In this work we analyze the convergence of the one-level overlapping domain decomposition preconditioner SORAS (Symmetrized Optimized Restricted Additive Schwarz) applied to a generic linear system whose matrix is not necessarily symmetric/self-adjoint nor positive definite. By generalizing the theory for the Helmholtz equation developed in [I.G. Graham, E.A. Spence, and J. Zou, SIAM J.Numer.Anal., 2020], we identify a list of assumptions and estimates that are sufficient to obtain an upper bound on the norm of the preconditioned matrix, and a lower bound on the distance of its field of values from the origin. We stress that our theory is general in the sense that it is not specific to one particular boundary value problem. Moreover, it does not rely on a coarse mesh whose elements are sufficiently small. As an illustration of this framework, we prove new estimates for overlapping domain decomposition methods with Robin-type transmission conditions for the heterogeneous reaction-convection-diffusion equation. An article on this topic has been published 4.

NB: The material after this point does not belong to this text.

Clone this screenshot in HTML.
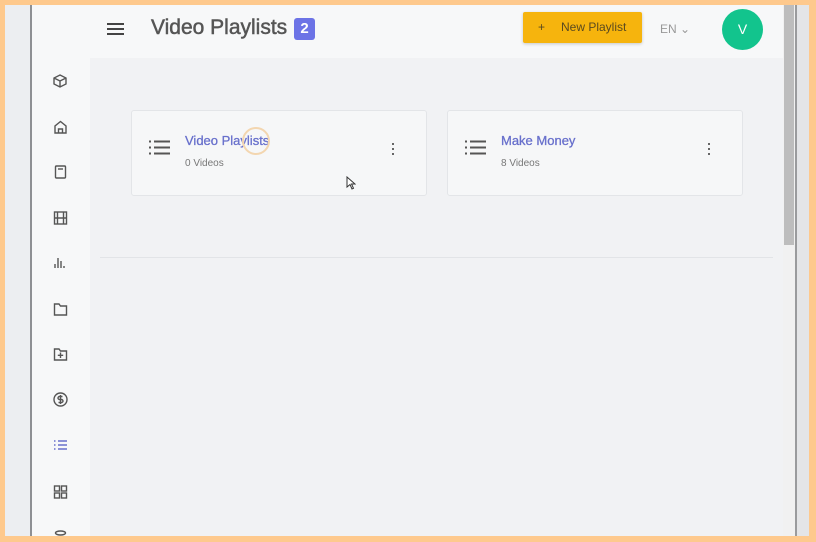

6.8.2 Multi-Trace FEM-BEM formulation for acoustic scattering by composite objects

M. Bonazzoli, X. Claeys

This work is about the scattering of an acoustic wave by an object composed of piecewise homogenous parts and an arbitrarily heterogeneous part. We propose and analyze a formulation that couples, adopting a Costabel-type approach, boundary integral equations for the homogeneous subdomains with domain variational formulations for the heterogenous subdomain. This is an extension of Costabel FEM-BEM coupling to a multi-domain configuration, with junctions points allowed, i.e. points where three or more subdomains abut. Usually just the exterior unbounded subdomain is treated with the BEM; here we wish to exploit the BEM whenever it is applicable, that is for all the homogenous parts of the scattering object, since it yields a reduction in the number of unknowns compared to the FEM. Our formulation is based on the multi-trace formalism for acoustic scattering by piecewise homogeneous objects; here we allow the wavenumber to vary arbitrarily in a part of the domain. We prove that the bilinear form associated with the proposed formulation satisfies a Gårding coercivity inequality, which ensures stability of the variational problem if it is uniquely solvable. We identify conditions for injectivity and construct modified versions immune to spurious resonances. An article on this topic will be submitted soon.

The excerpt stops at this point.